## Required work
Go through the listing and return every line with "screenshot" in it.

## Material
══════════

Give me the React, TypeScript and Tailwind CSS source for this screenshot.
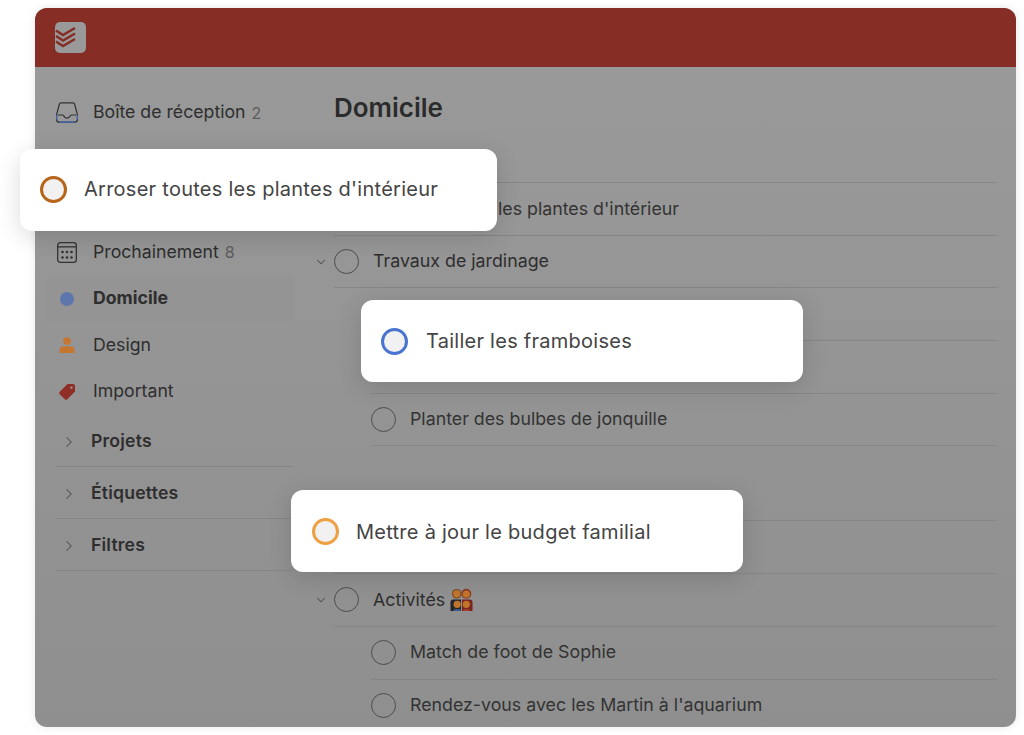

══════════

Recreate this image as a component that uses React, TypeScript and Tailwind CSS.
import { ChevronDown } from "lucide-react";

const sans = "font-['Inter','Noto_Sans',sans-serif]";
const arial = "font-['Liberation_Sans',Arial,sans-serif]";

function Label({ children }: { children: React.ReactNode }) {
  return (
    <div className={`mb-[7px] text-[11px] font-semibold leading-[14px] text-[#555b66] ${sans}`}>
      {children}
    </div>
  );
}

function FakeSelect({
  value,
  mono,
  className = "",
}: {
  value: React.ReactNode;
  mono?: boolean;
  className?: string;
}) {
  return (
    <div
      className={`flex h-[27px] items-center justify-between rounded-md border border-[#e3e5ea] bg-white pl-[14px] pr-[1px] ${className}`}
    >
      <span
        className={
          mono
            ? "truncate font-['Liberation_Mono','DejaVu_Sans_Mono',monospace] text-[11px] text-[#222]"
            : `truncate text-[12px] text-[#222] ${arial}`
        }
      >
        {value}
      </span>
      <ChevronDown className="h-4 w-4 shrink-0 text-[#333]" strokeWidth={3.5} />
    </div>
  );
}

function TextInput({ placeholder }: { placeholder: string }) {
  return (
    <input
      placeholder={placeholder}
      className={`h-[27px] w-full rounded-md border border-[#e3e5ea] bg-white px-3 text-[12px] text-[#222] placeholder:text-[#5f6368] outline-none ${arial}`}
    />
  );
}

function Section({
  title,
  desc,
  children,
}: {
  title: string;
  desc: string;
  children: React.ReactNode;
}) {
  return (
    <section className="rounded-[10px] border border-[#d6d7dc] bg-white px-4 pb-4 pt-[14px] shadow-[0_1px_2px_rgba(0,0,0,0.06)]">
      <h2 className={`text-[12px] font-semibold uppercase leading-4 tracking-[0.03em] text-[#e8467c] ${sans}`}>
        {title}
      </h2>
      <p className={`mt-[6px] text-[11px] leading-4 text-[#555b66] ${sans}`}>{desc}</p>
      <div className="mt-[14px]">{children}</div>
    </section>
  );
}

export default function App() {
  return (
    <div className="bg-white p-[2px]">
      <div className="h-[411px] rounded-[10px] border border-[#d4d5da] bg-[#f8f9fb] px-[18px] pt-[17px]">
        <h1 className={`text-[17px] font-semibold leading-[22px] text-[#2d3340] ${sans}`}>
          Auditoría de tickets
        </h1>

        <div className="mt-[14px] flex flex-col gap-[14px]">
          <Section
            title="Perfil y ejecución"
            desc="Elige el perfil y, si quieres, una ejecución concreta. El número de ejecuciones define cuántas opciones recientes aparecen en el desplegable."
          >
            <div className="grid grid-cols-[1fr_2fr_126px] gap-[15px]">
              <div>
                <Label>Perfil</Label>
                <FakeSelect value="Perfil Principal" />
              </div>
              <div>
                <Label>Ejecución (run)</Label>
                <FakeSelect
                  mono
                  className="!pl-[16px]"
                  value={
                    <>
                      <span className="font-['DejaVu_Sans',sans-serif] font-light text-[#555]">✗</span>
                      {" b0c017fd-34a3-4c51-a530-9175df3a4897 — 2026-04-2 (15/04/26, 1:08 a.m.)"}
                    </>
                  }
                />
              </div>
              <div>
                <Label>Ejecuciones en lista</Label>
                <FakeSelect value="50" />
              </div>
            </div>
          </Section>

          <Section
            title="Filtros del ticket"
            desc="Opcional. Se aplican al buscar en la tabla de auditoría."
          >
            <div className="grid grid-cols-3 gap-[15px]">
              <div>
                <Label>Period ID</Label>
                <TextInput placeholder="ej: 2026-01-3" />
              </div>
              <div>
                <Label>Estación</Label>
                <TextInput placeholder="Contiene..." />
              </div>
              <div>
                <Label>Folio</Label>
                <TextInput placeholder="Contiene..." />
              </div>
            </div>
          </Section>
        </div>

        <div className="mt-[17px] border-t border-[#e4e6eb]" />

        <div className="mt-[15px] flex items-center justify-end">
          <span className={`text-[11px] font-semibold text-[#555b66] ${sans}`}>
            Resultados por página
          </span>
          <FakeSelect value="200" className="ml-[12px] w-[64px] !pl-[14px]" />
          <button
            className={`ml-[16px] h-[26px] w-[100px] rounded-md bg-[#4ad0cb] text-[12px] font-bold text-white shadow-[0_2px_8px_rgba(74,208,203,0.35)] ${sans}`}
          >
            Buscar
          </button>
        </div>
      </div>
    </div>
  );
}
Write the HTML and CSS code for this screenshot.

══════════

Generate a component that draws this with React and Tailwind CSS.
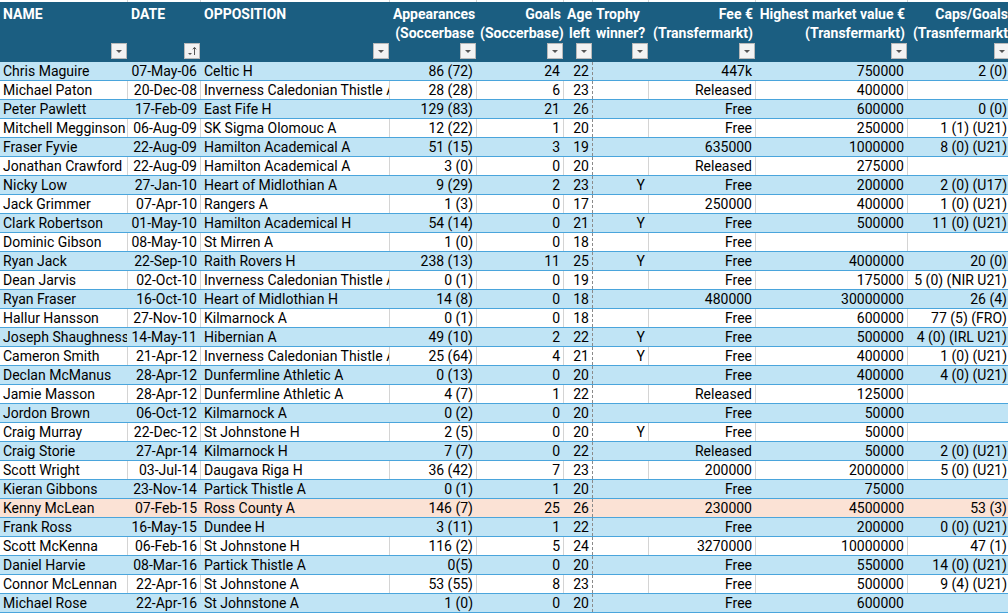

══════════

## Solved problem
Give me the React, TypeScript and Tailwind CSS source for this screenshot.
Write the HTML and CSS code for this screenshot.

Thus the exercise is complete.